VPR’s Steve Zind reports.

(Zind) Laurance Rockefeller’s association with Vermont began in 1934, when he married his late wife, Mary French. French was the granddaughter of the nineteenth century conservationist, Vermonter Frederick Billings.

In his wife’s ancestral home of Woodstock, Rockefeller put his fortune to work restoring buildings and buying land to protect it from development. He contributed to Woodstock’s schools, the community’s health center and the arts. He bought and refurbished the declining Woodstock Inn in the center of the village.

Rockefeller’s Woodstock Foundation operates the Billings Farm and Museum and maintains Vermont’s only national park. The Marsh Billings National Historical Park is on land donated by the Rockefellers. David Donath is president of the foundation. Donath says Rockefeller was interested in much more than picture postcard beauty.

(Donath) “His philosophy was that humans, to be healthy and happy and lead rich lives needed these things: needed recreation, needed a sense of recreation, needed a healthful environment. He kind of in many ways bridged the old conservationism of the early twentieth century, leading into the new environmentalism where we’re talking about a holistically healthy way of living and way of building, developing and sustaining communities.”

(Zind) Woodstock native historian Howard Coffin says there was a lot of grumbling among locals when Rockefeller first started buying property in town. But Coffin says when Rockefeller arrived much of natural and historic beauty of Woodstock was in danger of development.

(Coffin) “But he comes along and he keeps so much of that beautiful village in responsible ownership. It’s a huge gift, I think.”

(Zind) Coffin says Rockefeller was a personable but quiet man. David Donath says the Rockefellers enjoyed the neighborliness of small town New England.
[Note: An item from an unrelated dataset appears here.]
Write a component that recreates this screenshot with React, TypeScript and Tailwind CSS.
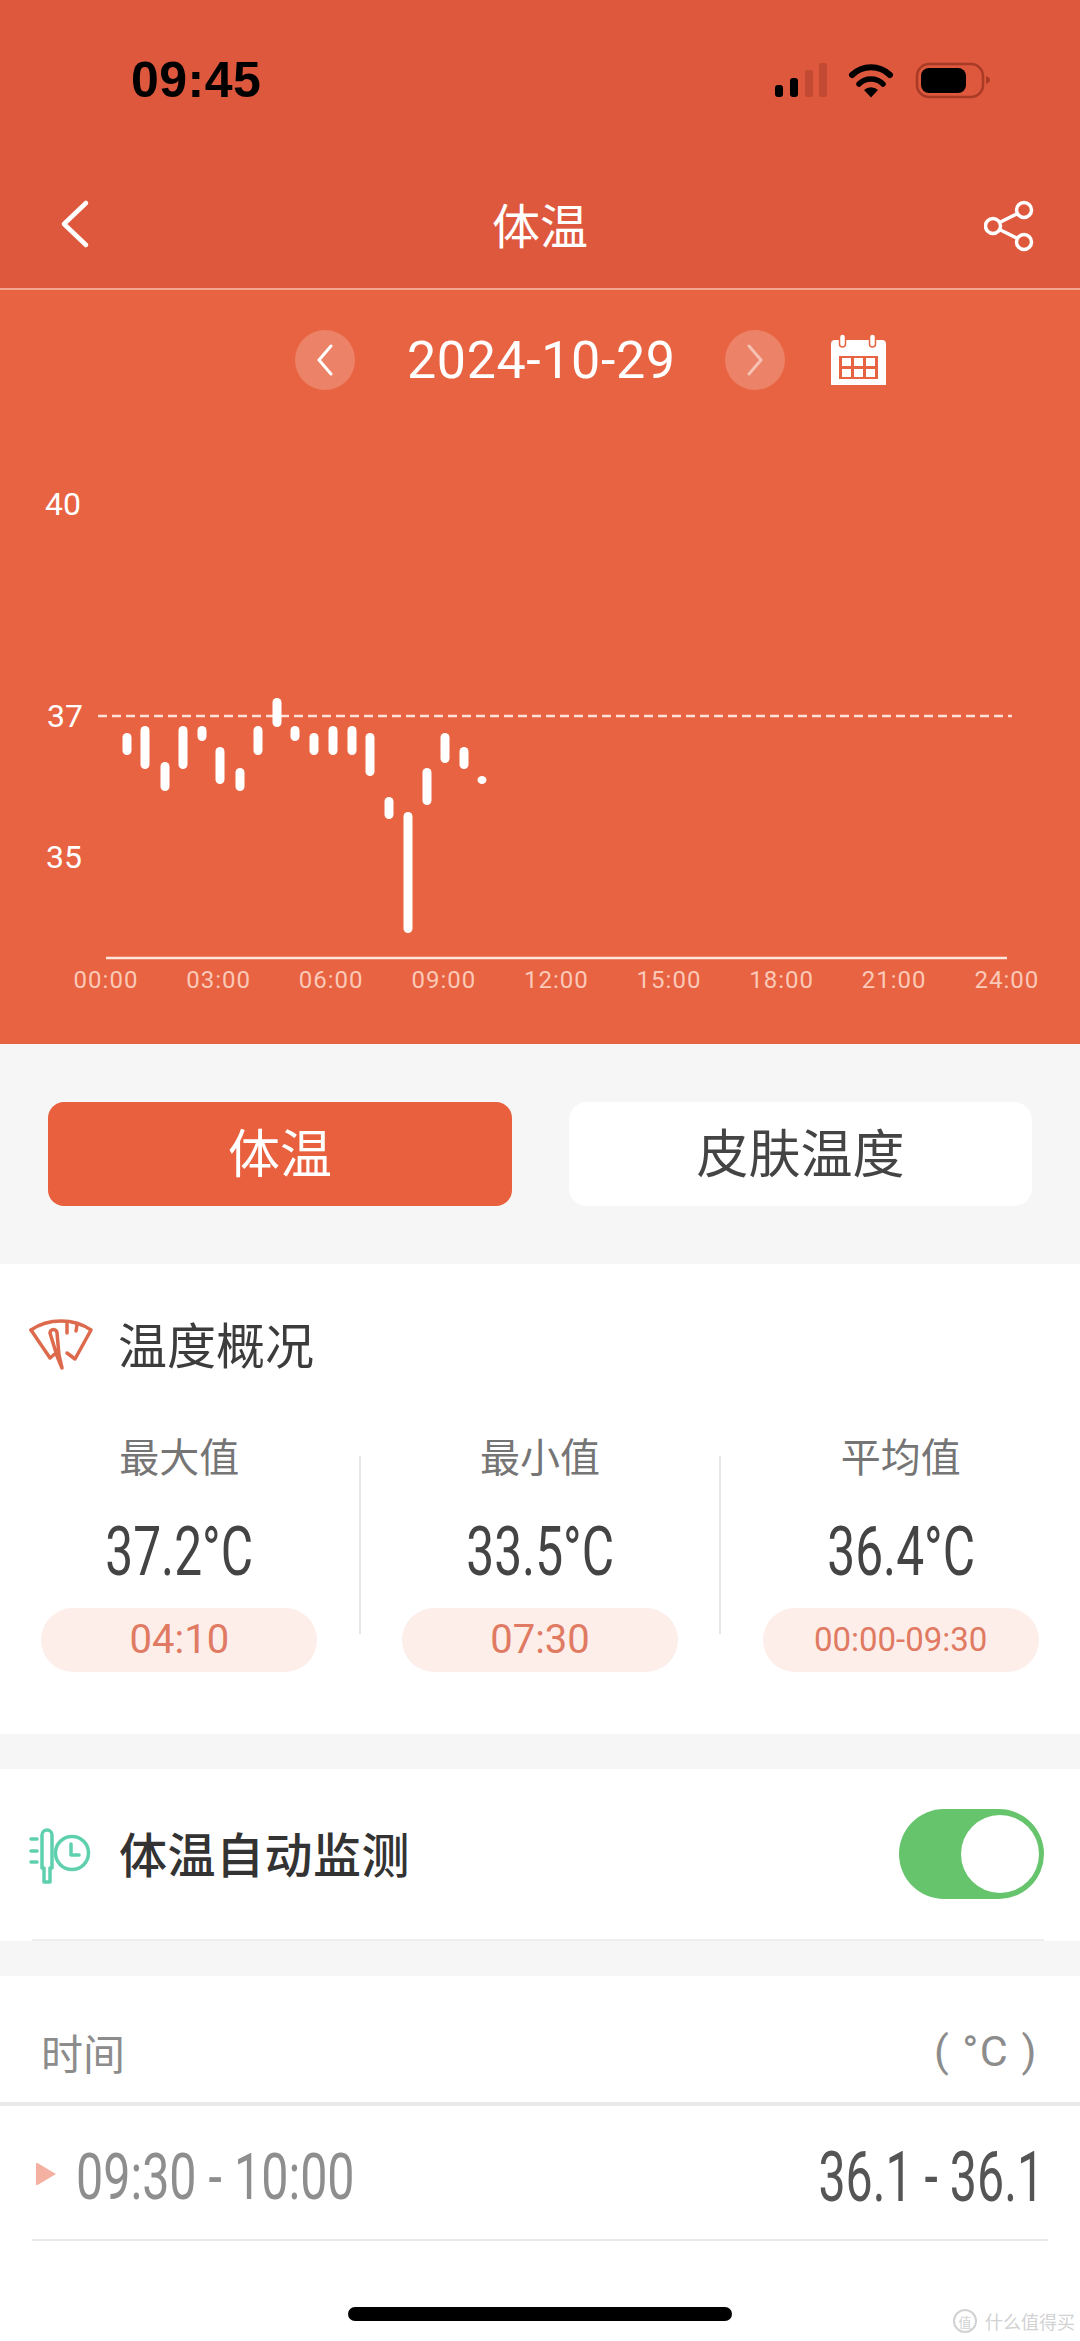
const CJK = "font-['Noto_Sans_CJK_SC','Noto_Sans',sans-serif]";
const NUM = "font-['Roboto','Noto_Sans_CJK_SC',sans-serif]";

// [centre x, top, bottom] in page pixels
const BARS = [
  [127, 733, 755], [145, 726, 769], [165, 762, 791], [183, 726, 769], [202, 726, 741],
  [220, 747, 784], [240, 768, 791], [258, 726, 755], [277, 698, 727], [295, 726, 741],
  [314, 733, 755], [333, 726, 755], [352, 726, 755], [370, 733, 776], [389, 797, 819],
  [408, 812, 933], [427, 768, 805], [445, 733, 763], [464, 747, 769], [482, 776, 784],
];

const HOURS = ["00:00", "03:00", "06:00", "09:00", "12:00", "15:00", "18:00", "21:00", "24:00"];

const STATS = [
  { label: "最大值", value: "37.2°C", time: "04:10", timeClass: "text-[40px]" },
  { label: "最小值", value: "33.5°C", time: "07:30", timeClass: "text-[40px]" },
  { label: "平均值", value: "36.4°C", time: "00:00-09:30", timeClass: "text-[33px]" },
];

function StatusIcons() {
  return (
    <svg width="235" height="50" viewBox="0 0 235 50" className="block">
      <rect x="10" y="30" width="8" height="12" rx="3" fill="#000" />
      <rect x="25" y="23" width="8" height="19" rx="3" fill="#000" />
      <rect x="40" y="15" width="8" height="27" rx="2" fill="#c24a33" />
      <rect x="54" y="8" width="8" height="34" rx="2" fill="#c24a33" />
      <path d="M87 20a27 27 0 0 1 38 0" fill="none" stroke="#000" strokeWidth="6" strokeLinecap="round" />
      <path d="M94 29a17 17 0 0 1 24 0" fill="none" stroke="#000" strokeWidth="5.5" strokeLinecap="round" />
      <path d="M99 35a10 10 0 0 1 14 0l-7 7.500z" fill="#000" />
      <rect x="152" y="9" width="66" height="33" rx="12" fill="none" stroke="#a93a25" strokeWidth="2.500" />
      <rect x="156" y="13" width="45" height="25" rx="8" fill="#000" />
      <path d="M221 21c3 1 4 3 4 4s-1 3-4 4z" fill="#a93a25" />
    </svg>
  );
}

function ShareIcon() {
  return (
    <svg width="52" height="52" viewBox="0 0 52 52" fill="none" stroke="#fff" strokeWidth="3.500" className="mt-[6px]">
      <circle cx="40" cy="10" r="7.500" />
      <circle cx="9" cy="26" r="7.500" />
      <circle cx="40" cy="42" r="7.500" />
      <path d="M15.500 22.500 33.500 13.500M15.500 29.500 33.500 38.500" />
    </svg>
  );
}

function CalendarIcon() {
  return (
    <svg width="75" height="70" viewBox="0 0 75 70">
      <path d="M11 19a4 4 0 0 1 4-4h47a4 4 0 0 1 4 4v41H11z" fill="#fff" />
      <rect x="19" y="31" width="39" height="23" fill="#e86341" />
      <rect x="19.500" y="9" width="6" height="13" rx="3" fill="#fff" stroke="#e86341" strokeWidth="1.500" />
      <rect x="49.500" y="9" width="6" height="13" rx="3" fill="#fff" stroke="#e86341" strokeWidth="1.500" />
      <g fill="#fff">
        <rect x="22" y="33" width="9" height="8" />
        <rect x="34" y="33" width="9" height="8" />
        <rect x="46" y="33" width="9" height="8" />
        <rect x="22" y="44" width="9" height="8" />
        <rect x="34" y="44" width="9" height="8" />
        <rect x="46" y="44" width="9" height="8" />
      </g>
    </svg>
  );
}

function GaugeIcon() {
  return (
    <svg width="80" height="70" viewBox="0 0 80 70" fill="none" stroke="#dd6a4c" strokeWidth="3.500" strokeLinecap="round" strokeLinejoin="round">
      <path d="M10 21C27 9 53 9 70 21L54 50 46 44" />
      <path d="M10 21 29 49 35 44" />
      <path d="M29 24a3.500 3.500 0 0 1 7 0l2 22 3 13-5-12z" />
      <path d="M46 15v9M56 16l-1 6" />
    </svg>
  );
}

function MonitorIcon() {
  return (
    <svg width="80" height="70" viewBox="0 0 80 70" fill="none" stroke="#5fd0ae" strokeLinecap="round" strokeLinejoin="round">
      <path d="M22 16a5 5 0 0 1 10 0v33h-2v14h-6v-14h-2z" strokeWidth="3.500" fill="#fff" />
      <path d="M11 20h6M11 32h6M11 43h6" strokeWidth="3.500" />
      <circle cx="52" cy="34" r="16.500" strokeWidth="3.500" />
      <path d="M51 25v11h8" strokeWidth="3.500" />
    </svg>
  );
}

function Stat({ label, value, time, timeClass }: (typeof STATS)[number]) {
  return (
    <div className="flex flex-1 flex-col items-center">
      <div className={`h-[60px] text-[40px] leading-[60px] text-[#757575] ${CJK}`}>{label}</div>
      <div className={`mt-[32px] h-[70px] origin-center scale-x-[0.73] text-[68px] leading-[70px] font-normal whitespace-nowrap text-[#444] ${NUM}`}>
        {value}
      </div>
      <div className={`mt-[21px] flex h-[64px] w-[276px] items-center justify-center rounded-full bg-[#fdeeea] text-[#e07a62] ${timeClass} ${NUM}`}>
        {time}
      </div>
    </div>
  );
}

export default function App() {
  return (
    <div className={`relative h-[2341px] w-[1080px] overflow-hidden bg-[#f6f6f6] ${CJK}`}>
      {/* Header */}
      <header className="h-[290px] border-b-2 border-[#f3a594] bg-[#de583e]">
        <div className="flex h-[160px] items-start justify-between pt-[55px] pr-[80px] pl-[131px]">
          <span className="text-[50px] leading-[50px] font-bold tracking-[0.5px] text-black font-['Liberation_Sans',sans-serif]">09:45</span>
          <StatusIcons />
        </div>
        <div className="flex h-[128px] items-start justify-between pt-[34px] pr-[44px] pl-[56px]">
          <svg width="40" height="52" viewBox="0 0 40 52" fill="none" stroke="#fff" strokeWidth="4.500" strokeLinecap="round" strokeLinejoin="round" className="mt-[3px]">
            <path d="M30 6 8 27l22 21" />
          </svg>
          <span className="-mt-[3px] text-[48px] leading-[64px] text-white">体温</span>
          <ShareIcon />
        </div>
      </header>

      {/* Chart panel */}
      <section className="h-[754px] bg-[#e86341]">
        <div className="flex h-[140px] items-center pl-[295px]">
          <div className="flex h-[60px] w-[60px] items-center justify-center rounded-full bg-white/20">
            <svg width="24" height="36" viewBox="0 0 24 36" fill="none" stroke="#fff" strokeWidth="3" strokeLinecap="round">
              <path d="M18 4 6 18l12 14" />
            </svg>
          </div>
          <span className={`mt-[2px] ml-[52px] w-[318px] text-[52px] font-normal tracking-[0.6px] text-white ${NUM}`}>2024-10-29</span>
          <div className="flex h-[60px] w-[60px] items-center justify-center rounded-full bg-white/20">
            <svg width="24" height="36" viewBox="0 0 24 36" fill="none" stroke="#ffffff80" strokeWidth="3" strokeLinecap="round">
              <path d="m6 4 12 14L6 32" />
            </svg>
          </div>
          <div className="ml-[35px]">
            <CalendarIcon />
          </div>
        </div>
        <svg width="1080" height="614" viewBox="0 430 1080 614" className="block">
          <g fontFamily="Roboto, sans-serif" fontSize="32" fill="#fff">
            <text x="45" y="515">40</text>
            <text x="47" y="727">37</text>
            <text x="46" y="868">35</text>
          </g>
          <line x1="98" y1="716" x2="1012" y2="716" stroke="#fde0d6" strokeWidth="2.500" strokeDasharray="9 5" />
          {BARS.map(([x, top, bottom]) => (
            <rect key={x} x={x - 4.5} y={top} width="9" height={bottom - top} rx="4.5" fill="#fff" />
          ))}
          <line x1="106" y1="958" x2="1007" y2="958" stroke="#fde6dc" strokeWidth="2.500" />
          <g fontFamily="Roboto, sans-serif" fontSize="24" letterSpacing="1" fill="#fbc9b8" textAnchor="middle">
            {HOURS.map((h, i) => (
              <text key={h} x={106 + i * 112.6} y="988">{h}</text>
            ))}
          </g>
        </svg>
      </section>

      {/* Tabs */}
      <div className="flex h-[220px] items-start justify-between pt-[58px] pr-[48px] pl-[48px]">
        <button className="h-[104px] w-[464px] rounded-[16px] bg-[#e8603d] pb-[6px] text-[52px] text-white">体温</button>
        <button className="h-[104px] w-[463px] rounded-[18px] bg-white pb-[6px] text-[52px] text-[#444]">皮肤温度</button>
      </div>

      {/* Overview */}
      <section className="h-[470px] bg-white">
        <div className="flex h-[161px] items-start pt-[45px] pl-[21px]">
          <GaugeIcon />
          <span className="-mt-[2px] ml-[17px] text-[49px] leading-[72px] text-[#3c3c3c]">温度概况</span>
        </div>
        <div className="flex">
          <Stat {...STATS[0]} />
          <div className="mt-[31px] h-[178px] w-[2px] bg-[#e6e6e6]" />
          <Stat {...STATS[1]} />
          <div className="mt-[31px] h-[178px] w-[2px] bg-[#e6e6e6]" />
          <Stat {...STATS[2]} />
        </div>
      </section>

      {/* Auto monitor toggle */}
      <section className="mt-[35px] h-[172px] bg-white">
        <div className="mx-[32px] mr-[36px] flex h-[172px] items-center justify-between border-b-2 border-[#eeeeee]">
          <div className="-ml-[12px] flex items-center">
            <MonitorIcon />
            <span className="-mt-[5px] ml-[19px] text-[48px] font-medium tracking-[0.5px] text-[#333]">体温自动监测</span>
          </div>
          <div className="flex h-[90px] w-[145px] items-center justify-end rounded-full bg-[#66c46c] pr-[5px]">
            <div className="h-[78px] w-[78px] rounded-full bg-white" />
          </div>
        </div>
      </section>

      {/* Records */}
      <section className="mt-[35px] h-[365px] bg-white">
        <div className="flex h-[130px] items-center justify-between border-b-4 border-[#e9e9e9] pt-[24px] pr-[42px] pl-[41px]">
          <span className="text-[42px] text-[#8c8c8c]">时间</span>
          <span className={`text-[43px] tracking-[1.5px] whitespace-pre text-[#8c8c8c] ${NUM}`}>( °C )</span>
        </div>
        <div className="mx-[32px] flex h-[135px] items-center justify-between border-b-2 border-[#e9e9e9] pt-[10px]">
          <div className="flex items-center">
            <svg width="22" height="24" viewBox="0 0 22 24" className="-mt-[8px] ml-[3px]">
              <path d="M1 2a1 1 0 0 1 1.500-1L21 12 2.500 23A1 1 0 0 1 1 22z" fill="#f4b0a0" />
            </svg>
            <span className={`ml-[19px] origin-left scale-x-[0.745] text-[65px] whitespace-nowrap text-[#8e8e8e] ${NUM}`}>09:30 - 10:00</span>
          </div>
          <span className={`mr-[4px] origin-right scale-x-[0.69] text-[70px] whitespace-nowrap text-[#555] ${NUM}`}>36.1 - 36.1</span>
        </div>
      </section>

      {/* Home indicator + watermark */}
      <div className="absolute top-[2307px] left-[348px] h-[14px] w-[384px] rounded-full bg-black" />
      <div className="absolute top-[2309px] left-[953px] flex items-center text-[#d2d2d2]">
        <span className="flex h-[24px] w-[24px] items-center justify-center rounded-full border-2 border-[#d2d2d2] text-[13px] leading-none">值</span>
        <span className="ml-[8px] text-[18px] leading-[24px]">什么值得买</span>
      </div>
    </div>
  );
}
He says the couple spent most of every summer in Woodstock and had a wide circle of friends.

(Donath) “Two or three times a summer you’d get a knock on the door and it would be Mary and Laurance wanting to stop by and visit and see the kids and pet the dog.”

(Zind) Donath says the Woodstock Foundation’s $40 million endowment will insure that Rockefeller’s work in Vermont will be preserved for a long time to come.

For Vermont Public Radio, I’m Steve Zind.